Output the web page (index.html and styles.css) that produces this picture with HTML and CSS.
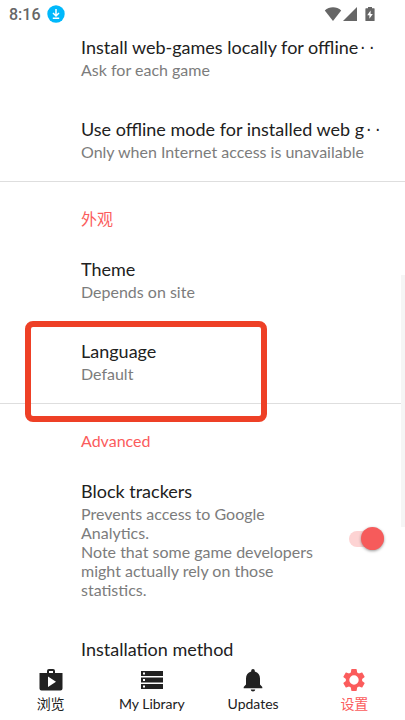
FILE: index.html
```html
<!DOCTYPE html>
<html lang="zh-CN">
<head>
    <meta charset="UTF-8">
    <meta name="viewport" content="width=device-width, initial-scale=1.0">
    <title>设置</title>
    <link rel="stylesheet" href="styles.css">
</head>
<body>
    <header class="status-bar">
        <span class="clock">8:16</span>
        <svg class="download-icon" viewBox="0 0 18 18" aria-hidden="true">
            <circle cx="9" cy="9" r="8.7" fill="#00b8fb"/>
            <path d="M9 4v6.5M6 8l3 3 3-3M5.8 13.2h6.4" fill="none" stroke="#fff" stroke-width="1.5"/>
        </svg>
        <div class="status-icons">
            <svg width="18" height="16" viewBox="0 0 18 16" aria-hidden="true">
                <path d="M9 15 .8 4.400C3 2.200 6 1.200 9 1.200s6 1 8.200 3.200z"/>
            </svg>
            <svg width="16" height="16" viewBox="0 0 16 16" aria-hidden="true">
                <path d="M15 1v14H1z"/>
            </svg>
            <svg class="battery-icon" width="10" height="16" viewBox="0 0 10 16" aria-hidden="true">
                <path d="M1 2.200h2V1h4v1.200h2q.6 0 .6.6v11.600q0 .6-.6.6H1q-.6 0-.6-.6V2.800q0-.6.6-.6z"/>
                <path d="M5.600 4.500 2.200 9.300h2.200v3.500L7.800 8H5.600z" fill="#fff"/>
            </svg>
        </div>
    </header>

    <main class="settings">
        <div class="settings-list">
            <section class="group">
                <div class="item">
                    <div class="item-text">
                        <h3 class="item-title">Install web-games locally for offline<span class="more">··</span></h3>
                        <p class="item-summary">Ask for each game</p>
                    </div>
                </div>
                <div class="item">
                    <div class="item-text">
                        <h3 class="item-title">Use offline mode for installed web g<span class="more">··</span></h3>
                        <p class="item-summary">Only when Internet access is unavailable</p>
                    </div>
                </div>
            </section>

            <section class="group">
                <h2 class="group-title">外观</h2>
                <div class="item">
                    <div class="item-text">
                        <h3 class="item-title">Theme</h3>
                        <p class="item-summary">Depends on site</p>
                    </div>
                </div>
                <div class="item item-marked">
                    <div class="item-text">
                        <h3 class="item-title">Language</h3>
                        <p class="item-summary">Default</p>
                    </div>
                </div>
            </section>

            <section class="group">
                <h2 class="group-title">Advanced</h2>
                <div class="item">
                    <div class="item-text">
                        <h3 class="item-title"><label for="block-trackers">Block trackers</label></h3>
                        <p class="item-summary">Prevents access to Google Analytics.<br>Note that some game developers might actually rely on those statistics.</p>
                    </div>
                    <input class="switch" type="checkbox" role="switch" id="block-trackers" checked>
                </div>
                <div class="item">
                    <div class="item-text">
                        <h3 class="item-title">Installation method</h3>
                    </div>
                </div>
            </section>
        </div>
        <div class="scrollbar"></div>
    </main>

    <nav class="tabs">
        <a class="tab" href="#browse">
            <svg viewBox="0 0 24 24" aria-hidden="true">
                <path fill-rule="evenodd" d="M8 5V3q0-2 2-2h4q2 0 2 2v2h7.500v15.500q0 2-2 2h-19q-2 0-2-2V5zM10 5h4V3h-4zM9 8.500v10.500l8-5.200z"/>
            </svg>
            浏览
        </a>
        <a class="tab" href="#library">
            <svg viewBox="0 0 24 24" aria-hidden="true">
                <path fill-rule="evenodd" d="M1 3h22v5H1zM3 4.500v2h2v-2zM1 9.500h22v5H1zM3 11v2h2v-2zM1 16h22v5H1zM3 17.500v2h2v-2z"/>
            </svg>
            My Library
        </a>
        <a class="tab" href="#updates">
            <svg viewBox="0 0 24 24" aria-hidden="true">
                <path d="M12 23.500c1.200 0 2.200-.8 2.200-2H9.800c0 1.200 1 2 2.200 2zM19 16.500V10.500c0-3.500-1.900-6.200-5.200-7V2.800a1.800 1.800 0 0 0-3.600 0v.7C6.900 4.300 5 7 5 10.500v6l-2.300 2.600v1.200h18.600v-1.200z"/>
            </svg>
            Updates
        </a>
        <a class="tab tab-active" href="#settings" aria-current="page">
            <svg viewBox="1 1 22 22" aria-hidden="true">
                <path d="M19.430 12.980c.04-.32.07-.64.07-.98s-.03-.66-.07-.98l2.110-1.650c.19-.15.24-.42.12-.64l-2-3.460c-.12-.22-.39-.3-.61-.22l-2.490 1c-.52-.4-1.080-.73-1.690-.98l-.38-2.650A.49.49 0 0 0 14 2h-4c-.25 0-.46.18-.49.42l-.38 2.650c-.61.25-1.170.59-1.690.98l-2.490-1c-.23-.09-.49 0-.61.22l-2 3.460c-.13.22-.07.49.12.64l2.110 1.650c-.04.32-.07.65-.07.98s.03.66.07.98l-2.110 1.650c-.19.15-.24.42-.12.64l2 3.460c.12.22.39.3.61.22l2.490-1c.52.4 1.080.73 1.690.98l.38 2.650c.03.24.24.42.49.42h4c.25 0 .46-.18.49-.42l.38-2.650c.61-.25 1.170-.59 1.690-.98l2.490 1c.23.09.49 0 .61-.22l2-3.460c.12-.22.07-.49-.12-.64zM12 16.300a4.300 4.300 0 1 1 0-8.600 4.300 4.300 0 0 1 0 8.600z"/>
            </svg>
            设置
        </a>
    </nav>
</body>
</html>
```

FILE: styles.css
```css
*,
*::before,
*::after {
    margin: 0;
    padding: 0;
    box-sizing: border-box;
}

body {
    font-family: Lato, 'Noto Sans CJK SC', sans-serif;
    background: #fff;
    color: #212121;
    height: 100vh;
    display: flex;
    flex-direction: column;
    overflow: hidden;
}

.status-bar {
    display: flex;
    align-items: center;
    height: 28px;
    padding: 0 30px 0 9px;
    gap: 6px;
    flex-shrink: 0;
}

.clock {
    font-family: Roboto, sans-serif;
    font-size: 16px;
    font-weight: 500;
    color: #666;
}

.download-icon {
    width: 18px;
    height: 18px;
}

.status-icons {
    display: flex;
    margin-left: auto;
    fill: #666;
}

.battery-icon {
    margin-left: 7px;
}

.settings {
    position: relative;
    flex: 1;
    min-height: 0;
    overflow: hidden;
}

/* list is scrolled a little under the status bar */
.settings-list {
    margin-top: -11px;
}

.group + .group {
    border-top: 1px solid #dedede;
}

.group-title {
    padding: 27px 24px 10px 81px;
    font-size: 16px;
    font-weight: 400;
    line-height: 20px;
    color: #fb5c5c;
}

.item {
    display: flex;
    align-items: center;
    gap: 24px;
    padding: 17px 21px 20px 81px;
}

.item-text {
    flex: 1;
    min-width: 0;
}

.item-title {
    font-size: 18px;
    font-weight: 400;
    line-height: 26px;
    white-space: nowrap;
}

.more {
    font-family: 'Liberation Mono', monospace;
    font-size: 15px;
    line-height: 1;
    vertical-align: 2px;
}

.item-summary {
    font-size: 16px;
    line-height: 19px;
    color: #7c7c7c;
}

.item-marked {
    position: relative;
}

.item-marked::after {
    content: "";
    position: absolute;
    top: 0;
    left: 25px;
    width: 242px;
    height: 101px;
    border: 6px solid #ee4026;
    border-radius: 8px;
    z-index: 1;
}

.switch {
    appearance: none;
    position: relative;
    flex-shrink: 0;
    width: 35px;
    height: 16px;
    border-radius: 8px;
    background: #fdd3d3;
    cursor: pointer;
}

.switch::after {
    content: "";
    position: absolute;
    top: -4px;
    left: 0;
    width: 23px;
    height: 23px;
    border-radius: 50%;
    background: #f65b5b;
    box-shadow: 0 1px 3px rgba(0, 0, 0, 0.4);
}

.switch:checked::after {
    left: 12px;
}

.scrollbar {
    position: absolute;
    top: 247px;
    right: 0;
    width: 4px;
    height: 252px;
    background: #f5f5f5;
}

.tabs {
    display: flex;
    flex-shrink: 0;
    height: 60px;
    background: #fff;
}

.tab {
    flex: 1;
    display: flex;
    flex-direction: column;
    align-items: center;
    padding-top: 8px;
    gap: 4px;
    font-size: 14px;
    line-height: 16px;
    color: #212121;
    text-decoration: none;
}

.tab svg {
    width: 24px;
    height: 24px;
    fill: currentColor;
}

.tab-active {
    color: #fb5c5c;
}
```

* * *

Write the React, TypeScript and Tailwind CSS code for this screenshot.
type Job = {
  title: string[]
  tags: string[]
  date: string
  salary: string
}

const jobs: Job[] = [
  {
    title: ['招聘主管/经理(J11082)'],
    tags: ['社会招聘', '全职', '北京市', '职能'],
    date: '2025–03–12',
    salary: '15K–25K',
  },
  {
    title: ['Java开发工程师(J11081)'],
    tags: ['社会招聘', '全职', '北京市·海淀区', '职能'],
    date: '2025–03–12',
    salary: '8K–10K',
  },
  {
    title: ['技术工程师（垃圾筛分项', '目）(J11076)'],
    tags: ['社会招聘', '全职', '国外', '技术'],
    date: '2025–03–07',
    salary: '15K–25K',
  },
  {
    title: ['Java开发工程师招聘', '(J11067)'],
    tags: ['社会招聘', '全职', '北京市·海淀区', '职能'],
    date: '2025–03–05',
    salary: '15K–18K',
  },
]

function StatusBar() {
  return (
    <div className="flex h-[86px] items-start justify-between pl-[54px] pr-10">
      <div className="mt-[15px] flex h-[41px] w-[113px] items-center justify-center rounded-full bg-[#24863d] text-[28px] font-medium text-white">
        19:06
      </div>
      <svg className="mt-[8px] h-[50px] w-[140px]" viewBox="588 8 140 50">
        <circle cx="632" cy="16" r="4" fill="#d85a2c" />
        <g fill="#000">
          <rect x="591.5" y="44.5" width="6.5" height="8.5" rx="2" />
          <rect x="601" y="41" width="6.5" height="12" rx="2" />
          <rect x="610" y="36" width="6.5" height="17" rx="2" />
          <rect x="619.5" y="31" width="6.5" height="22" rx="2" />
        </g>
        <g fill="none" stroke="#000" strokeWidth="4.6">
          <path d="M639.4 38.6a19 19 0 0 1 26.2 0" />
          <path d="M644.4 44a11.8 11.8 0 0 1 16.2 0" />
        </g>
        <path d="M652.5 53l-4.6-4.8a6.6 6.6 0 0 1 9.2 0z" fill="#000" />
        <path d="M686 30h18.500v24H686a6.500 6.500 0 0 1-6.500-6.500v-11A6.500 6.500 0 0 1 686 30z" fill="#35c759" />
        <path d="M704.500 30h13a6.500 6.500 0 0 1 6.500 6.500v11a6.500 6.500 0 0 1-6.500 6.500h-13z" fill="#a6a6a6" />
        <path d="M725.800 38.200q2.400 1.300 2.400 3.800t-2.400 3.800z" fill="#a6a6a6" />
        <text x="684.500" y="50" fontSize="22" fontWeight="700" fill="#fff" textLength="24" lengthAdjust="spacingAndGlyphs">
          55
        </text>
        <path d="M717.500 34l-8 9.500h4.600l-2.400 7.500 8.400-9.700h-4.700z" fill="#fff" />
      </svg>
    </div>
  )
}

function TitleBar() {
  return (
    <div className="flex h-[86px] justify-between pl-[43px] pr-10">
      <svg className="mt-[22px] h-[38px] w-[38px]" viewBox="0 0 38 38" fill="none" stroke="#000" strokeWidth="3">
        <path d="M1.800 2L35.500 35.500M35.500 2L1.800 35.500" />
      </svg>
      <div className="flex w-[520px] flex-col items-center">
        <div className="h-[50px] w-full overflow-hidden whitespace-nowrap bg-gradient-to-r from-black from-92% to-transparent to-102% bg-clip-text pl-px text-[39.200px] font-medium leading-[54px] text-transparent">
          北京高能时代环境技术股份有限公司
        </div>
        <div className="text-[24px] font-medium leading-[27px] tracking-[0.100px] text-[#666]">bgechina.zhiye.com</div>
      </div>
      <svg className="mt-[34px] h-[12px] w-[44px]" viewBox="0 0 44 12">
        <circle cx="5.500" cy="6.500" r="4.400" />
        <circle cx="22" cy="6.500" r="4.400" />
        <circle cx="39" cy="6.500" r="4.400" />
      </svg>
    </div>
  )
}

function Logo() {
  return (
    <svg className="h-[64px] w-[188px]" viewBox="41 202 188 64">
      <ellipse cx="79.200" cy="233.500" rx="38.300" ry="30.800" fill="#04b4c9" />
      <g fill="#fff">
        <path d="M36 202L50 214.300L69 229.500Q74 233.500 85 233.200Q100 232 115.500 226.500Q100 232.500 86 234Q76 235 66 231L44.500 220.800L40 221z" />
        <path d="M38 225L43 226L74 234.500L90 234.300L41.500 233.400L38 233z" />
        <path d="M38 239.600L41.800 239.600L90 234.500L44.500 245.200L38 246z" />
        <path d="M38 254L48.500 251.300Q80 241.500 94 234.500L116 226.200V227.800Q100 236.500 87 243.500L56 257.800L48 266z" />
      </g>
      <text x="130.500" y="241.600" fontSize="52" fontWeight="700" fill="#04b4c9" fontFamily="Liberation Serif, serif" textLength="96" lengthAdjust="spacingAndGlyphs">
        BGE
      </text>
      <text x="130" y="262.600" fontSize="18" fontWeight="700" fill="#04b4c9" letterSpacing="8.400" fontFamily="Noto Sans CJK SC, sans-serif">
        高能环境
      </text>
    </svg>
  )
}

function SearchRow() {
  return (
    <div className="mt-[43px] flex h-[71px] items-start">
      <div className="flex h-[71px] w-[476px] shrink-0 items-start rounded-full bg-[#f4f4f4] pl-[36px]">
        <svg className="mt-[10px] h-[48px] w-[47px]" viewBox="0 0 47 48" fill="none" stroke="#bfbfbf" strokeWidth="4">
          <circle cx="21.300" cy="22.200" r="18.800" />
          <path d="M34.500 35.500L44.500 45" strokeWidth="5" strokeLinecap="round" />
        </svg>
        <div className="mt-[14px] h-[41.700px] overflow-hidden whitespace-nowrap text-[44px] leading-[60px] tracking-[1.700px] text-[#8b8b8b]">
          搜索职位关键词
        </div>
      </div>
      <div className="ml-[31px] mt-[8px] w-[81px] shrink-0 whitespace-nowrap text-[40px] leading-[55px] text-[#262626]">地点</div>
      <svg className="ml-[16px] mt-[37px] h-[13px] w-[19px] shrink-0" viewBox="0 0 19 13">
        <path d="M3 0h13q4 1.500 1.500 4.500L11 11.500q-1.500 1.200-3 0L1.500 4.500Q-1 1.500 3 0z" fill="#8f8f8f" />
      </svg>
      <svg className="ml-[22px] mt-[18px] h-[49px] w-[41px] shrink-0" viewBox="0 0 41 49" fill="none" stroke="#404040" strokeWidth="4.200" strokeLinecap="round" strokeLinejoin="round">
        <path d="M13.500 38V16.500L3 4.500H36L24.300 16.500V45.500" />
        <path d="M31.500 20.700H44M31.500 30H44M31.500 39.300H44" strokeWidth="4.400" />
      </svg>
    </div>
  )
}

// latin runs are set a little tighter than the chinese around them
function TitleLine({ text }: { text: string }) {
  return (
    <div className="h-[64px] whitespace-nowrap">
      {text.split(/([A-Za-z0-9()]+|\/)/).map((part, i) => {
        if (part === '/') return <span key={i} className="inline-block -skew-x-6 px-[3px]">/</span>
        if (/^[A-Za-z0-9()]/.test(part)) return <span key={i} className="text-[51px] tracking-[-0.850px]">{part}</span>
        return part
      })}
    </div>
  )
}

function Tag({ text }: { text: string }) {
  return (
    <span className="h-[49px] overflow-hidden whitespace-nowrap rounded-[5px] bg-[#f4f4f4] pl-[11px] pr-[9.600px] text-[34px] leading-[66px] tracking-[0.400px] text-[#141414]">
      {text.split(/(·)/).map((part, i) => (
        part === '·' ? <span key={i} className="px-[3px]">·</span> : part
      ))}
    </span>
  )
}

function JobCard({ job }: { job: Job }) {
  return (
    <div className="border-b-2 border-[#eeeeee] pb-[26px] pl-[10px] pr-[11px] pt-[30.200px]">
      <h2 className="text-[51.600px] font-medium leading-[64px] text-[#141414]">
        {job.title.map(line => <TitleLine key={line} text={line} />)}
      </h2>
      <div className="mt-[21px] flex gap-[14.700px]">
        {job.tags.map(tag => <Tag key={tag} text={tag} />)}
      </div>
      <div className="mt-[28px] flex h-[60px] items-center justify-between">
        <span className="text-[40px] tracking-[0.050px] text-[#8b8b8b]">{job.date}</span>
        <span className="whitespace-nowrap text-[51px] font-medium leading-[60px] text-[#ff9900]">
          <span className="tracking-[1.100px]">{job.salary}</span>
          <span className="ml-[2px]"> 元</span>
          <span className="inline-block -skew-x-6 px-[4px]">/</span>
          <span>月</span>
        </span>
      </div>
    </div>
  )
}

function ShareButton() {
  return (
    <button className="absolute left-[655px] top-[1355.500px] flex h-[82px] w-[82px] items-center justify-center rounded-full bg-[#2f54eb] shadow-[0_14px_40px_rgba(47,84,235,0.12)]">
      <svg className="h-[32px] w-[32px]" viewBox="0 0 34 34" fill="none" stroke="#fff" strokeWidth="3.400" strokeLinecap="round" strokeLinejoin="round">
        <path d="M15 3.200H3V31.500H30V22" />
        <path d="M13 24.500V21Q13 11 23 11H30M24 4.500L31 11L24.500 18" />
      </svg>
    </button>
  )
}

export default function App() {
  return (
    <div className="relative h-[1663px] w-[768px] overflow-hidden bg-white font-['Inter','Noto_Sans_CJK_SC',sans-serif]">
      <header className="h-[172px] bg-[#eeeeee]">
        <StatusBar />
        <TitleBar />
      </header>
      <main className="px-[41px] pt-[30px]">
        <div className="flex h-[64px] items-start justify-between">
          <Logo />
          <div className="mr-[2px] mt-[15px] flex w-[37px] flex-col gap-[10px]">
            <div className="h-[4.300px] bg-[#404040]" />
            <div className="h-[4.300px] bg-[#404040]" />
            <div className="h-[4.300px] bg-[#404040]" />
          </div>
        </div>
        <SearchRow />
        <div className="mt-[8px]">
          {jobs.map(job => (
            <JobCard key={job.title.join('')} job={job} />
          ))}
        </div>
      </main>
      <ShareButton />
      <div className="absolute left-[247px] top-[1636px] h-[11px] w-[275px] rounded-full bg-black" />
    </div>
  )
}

* * *

SET EXERCISE: Identify and list each line with the word "index".

EXERCISE SOLUTION:
Output the web page (index.html and styles.css) that produces this picture with HTML and CSS.
FILE: index.html
    z-index: 1;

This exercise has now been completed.